Clearly, Korea needs a lesson in how to get heavy if they’re ever going to rescue their rock bands from the twin threats of Coldplayesque melodrama and coffee-shop warble that are holding the genre back. Therefore, this episode of Kpopalypse Nugu Alert is dedicated to extreme metal styles. Here’s hoping that a few more people see these bands and they achieve enough marginal success that a trend starts forming in the direction of metal. Probably not, but we can dream.
Method – Warrior’s Way
One thing that anyone observant will notice from watching a few heavy metal videos is this – heavy metal guys just don’t have that much money compared to pop stars. Your average guy or girl in an extreme metal band will tend to blow so much of their cash on their instrument collection that there often isn’t a lot left over for things like making music videos look all that spectacular. The solution tends to be lots of grimy colours, dark filters and general murky film-noir style effects. Method have got the metal 101 look correct, and have shot their video in what seems like the basement carpark under the FNC Entertainment building (we can tell it’s theirs because of the jelly stains on the walls and floor) plus they’re sporting the traditional “if it’s not dark grey it’s dark brownish-grey” sepia-tone lighting effects, which you’ll also see repeated here with the other poverty-stricken videos on offer. However the singer seems a bit non-committal when he’s miming the song and the overall vibe as a result is more like Lucifer-era Taemin picked up a guitar and started noodling around rather than a legit metal band on their fourth album or whatever. I’m not sure how well the result works, but at least this song has Flying V’s correct and present plus some seriously legit guitar solos.
YouTube views at the time of writing: 198
Notable attribute: the singer hasn’t trimmed the string ends on his guitar’s headstock – careful, you could poke someone’s eye out with that!
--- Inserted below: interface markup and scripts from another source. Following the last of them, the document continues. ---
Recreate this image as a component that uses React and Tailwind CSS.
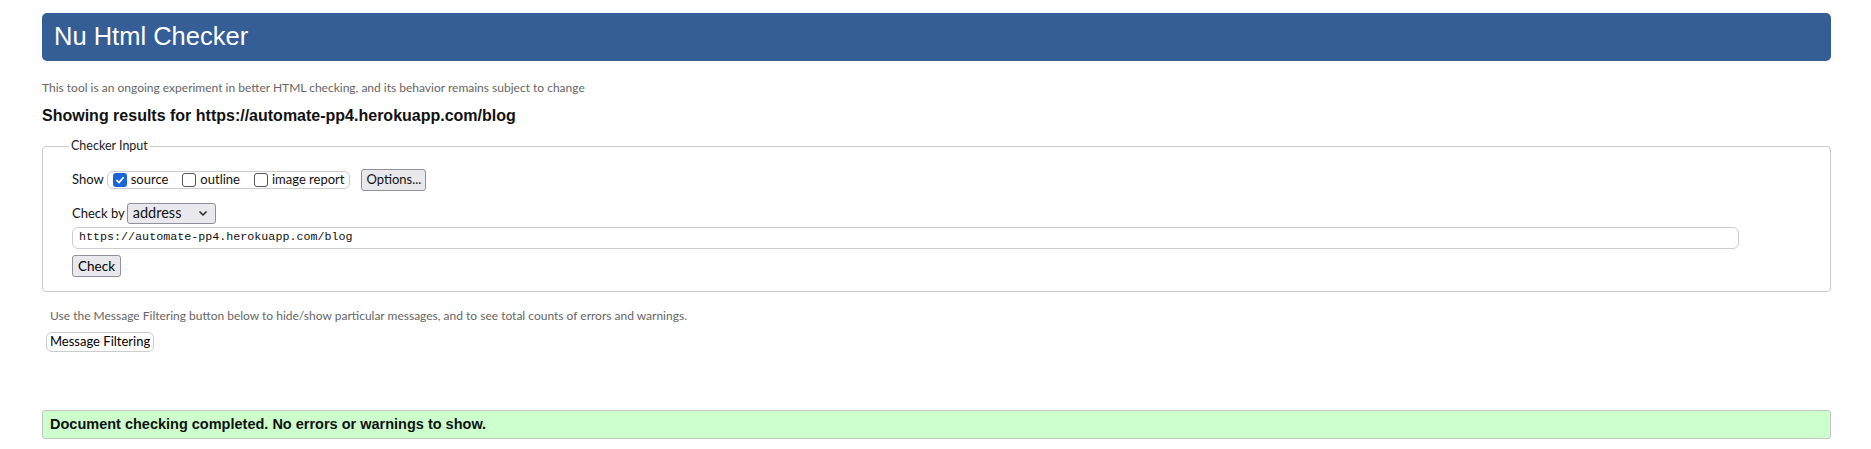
import React from 'react';

function Box({ checked, label }) {
  return (
    <label className="flex items-center gap-[4px] mr-[14px] last:mr-0">
      {checked ? (
        <span className="flex items-center justify-center w-[14px] h-[14px] rounded-[3px] bg-[#1a63d8]">
          <svg width="10" height="10" viewBox="0 0 10 10">
            <path d="M1.5 5.2 L4 7.6 L8.6 2.2" fill="none" stroke="#fff" strokeWidth="1.7" />
          </svg>
        </span>
      ) : (
        <span className="w-[14px] h-[14px] rounded-[3px] border border-[#555] bg-white" />
      )}
      <span>{label}</span>
    </label>
  );
}

export default function App() {
  const sans = { fontFamily: '"Liberation Sans", Arial, sans-serif' };
  const ui = { fontFamily: 'Lato, "Open Sans", sans-serif' };

  return (
    <div className="pl-[42px] pr-[40px] pt-[13px] bg-white min-h-[449px] text-black" style={sans}>
      {/* Header */}
      <div className="h-[48px] flex items-center px-[12px] bg-[#365e96] rounded-[5px]">
        <h1 className="text-[25.5px] text-white font-normal leading-none">Nu Html Checker</h1>
      </div>

      <p className="mt-[20px] text-[12px] text-[#666] leading-[14px]" style={ui}>
        This tool is an ongoing experiment in better HTML checking, and its behavior remains subject to change
      </p>

      <h2 className="mt-[12px] text-[16px] font-bold text-[#111] leading-[18px]">
        Showing results for https://automate-pp4.herokuapp.com/blog
      </h2>

      {/* Checker input */}
      <fieldset className="mt-[12px] border border-[#ccc] rounded-[4px] pl-[29px] pr-[10px] pb-[14px] pt-[13px]" style={ui}>
        <legend className="-ml-[3px] px-[2px] text-[12.5px] text-[#222]">Checker Input</legend>

        <div className="flex items-center text-[13px] text-[#111]">
          <span className="mr-[3px]">Show</span>
          <div className="flex items-center h-[18px] px-[5px] border border-[#ccc] rounded-[6px]">
            <Box checked label="source" />
            <Box label="outline" />
            <Box label="image report" />
          </div>
          <button className="ml-[11px] h-[22px] px-[4px] bg-[#e9e9ed] border border-[#8f8f9d] rounded-[3px] text-[13px]">
            Options...
          </button>
        </div>

        <div className="flex items-center mt-[12px] text-[13px] text-[#111]">
          <span className="mr-[2px]">Check by</span>
          <div className="flex items-center justify-between w-[89px] h-[21px] pl-[5px] pr-[7px] bg-[#e9e9ed] border border-[#8f8f9d] rounded-[3px] text-[14.5px]">
            <span>address</span>
            <svg width="10" height="7" viewBox="0 0 10 7">
              <path d="M1.5 1.5 L5 5 L8.5 1.5" fill="none" stroke="#222" strokeWidth="1.5" />
            </svg>
          </div>
        </div>

        <div
          className="mt-[3px] w-[1667px] h-[22px] flex items-center px-[6px] border border-[#ccc] rounded-[6px] text-[11.7px] text-[#111]"
          style={{ fontFamily: '"Liberation Mono", "DejaVu Sans Mono", monospace' }}
        >
          https://automate-pp4.herokuapp.com/blog
        </div>

        <button className="mt-[6px] h-[22px] px-[5px] bg-[#e9e9ed] border border-[#8f8f9d] rounded-[3px] text-[13.5px]">
          Check
        </button>
      </fieldset>

      <p className="mt-[17px] ml-[8px] text-[12px] text-[#666] leading-[14px]" style={ui}>
        Use the Message Filtering button below to hide/show particular messages, and to see total counts of errors and warnings.
      </p>

      <button
        className="mt-[9px] ml-[4px] h-[20px] px-[3px] bg-white border border-[#ccc] rounded-[6px] text-[13px] leading-none"
        style={ui}
      >
        Message Filtering
      </button>

      <div className="mt-[57px] h-[29px] flex items-center px-[7px] bg-[#ccffcc] border border-[#c4c4c4] rounded-[3px]">
        <p className="text-[14.5px] font-bold text-[#111]">
          Document checking completed. No errors or warnings to show.
        </p>
      </div>
    </div>
  );
}
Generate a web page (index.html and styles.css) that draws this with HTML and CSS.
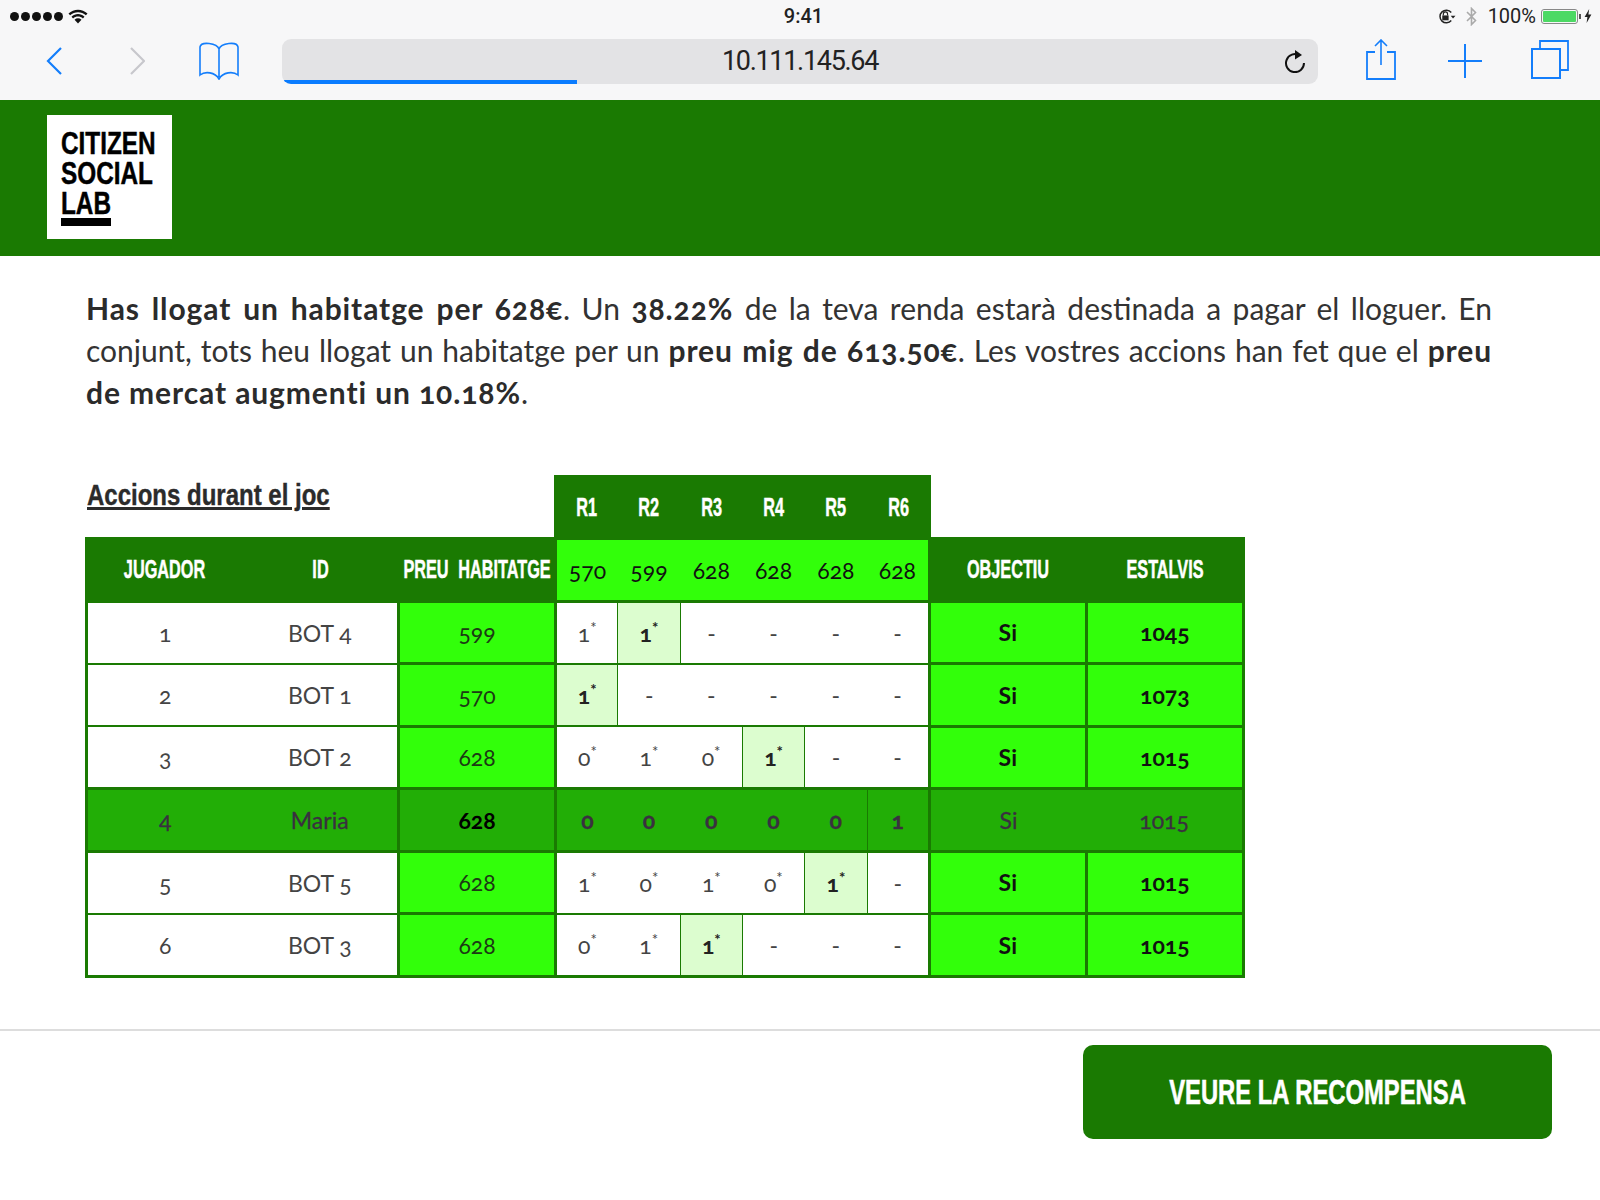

Nugu Alert rating: extreme
Silent Eye – Dirty World Of Angels
One of the great things about being a metalhead in the late 80s is that before the different schools of metal vocal were formalised, there was actually more than one style of traditional guttural extreme metal singing. There were groups like Metallica and Slayer who had a rudimetary singing style of vocal, but more extreme groups had all sorts of different styles. Sure, there was the Cannibal Corpse/Napalm Death style growl that we all know and the black metal high-pitched style pioneered by Bathory which also became widely popular, but there were also plenty of outliers. Kreator‘s hate-filled screeching and Celtic Frost‘s “death grunts” sounded like nothing else, but perhaps the most bizarre of them all was Mercyful Fate‘s singer King Diamond, who combined a semi-operatic falsetto approach with more traditional guttural metal sounds, achieving the near-impossible and successfully dividing extreme metal’s unusual-vocal-tolerant audience. Silent Eye reminds me a little of metal’s glory days before too many rules about what was or was not a permissible vocal style were slapped on the genre, and the singer sounds in places like he’s trying to do King Diamond’s “growl” and “falsetto opera” vocal at the same time. I’m not sure how well the result works, but at least this song has Flying V’s correct and present plus some seriously legit guitar solos.
YouTube views at the time of writing: 5134
Notable attribute: this song made me write more about metal vocal in one paragraph than I’ve ever written about k-pop vocal in 4 years of blogging
Nugu Alert rating: extreme
Manixive – Catharsis
Of course, it’s 2017 and guttural metal vocals aren’t just a boys club any more. The flag-bearer of females exploring the joys of extreme metal grunting is probably Arch Enemy, but there are actually shitloads of women in metal groups doing stuff exactly like that now. Naturally Korea’s musicians have also gotten in on the act, and Manixive’s vocalist explores a variety of styles of vocal delivery, running the gamut from “arrrgh” to “uuuurgh”. The music here is more of a nu-school approach that the previous songs, but still remains just as heavy and uncompromising, containing qualities unlike those which most people reading this would normally ascribe to Korean music generally. Of course this is a good thing because exploring the diversity in Korea’s penny-pinching nugus is precisely what Kpopoalypse Nugu Alert is all about, and Maxinive’s pennies do indeed look pinched – the band seem to be unable to afford a good enough looking room to rock in so they’ve just thrown black fabric over the top of anything that doesn’t look like it should, which means just about everything in what was probably the bass payer’s mother’s sister’s lounge room. I’m not sure how well the result works, but at least this song has Flying V’s correct and present plus some seriously legit guitar solos… oh wait there are no guitar solo in this. Tsk tsk.
YouTube views at the time of writing: 4128
Notable attribute: even extreme metal in Korea is not willing to do away with pleated schoolgirl skirts
Nugu Alert rating: extreme
That’s all for this episode of Kpopalypse Nugu Alert! Nugu Alert will return in the future with more nugus for you to enjoy!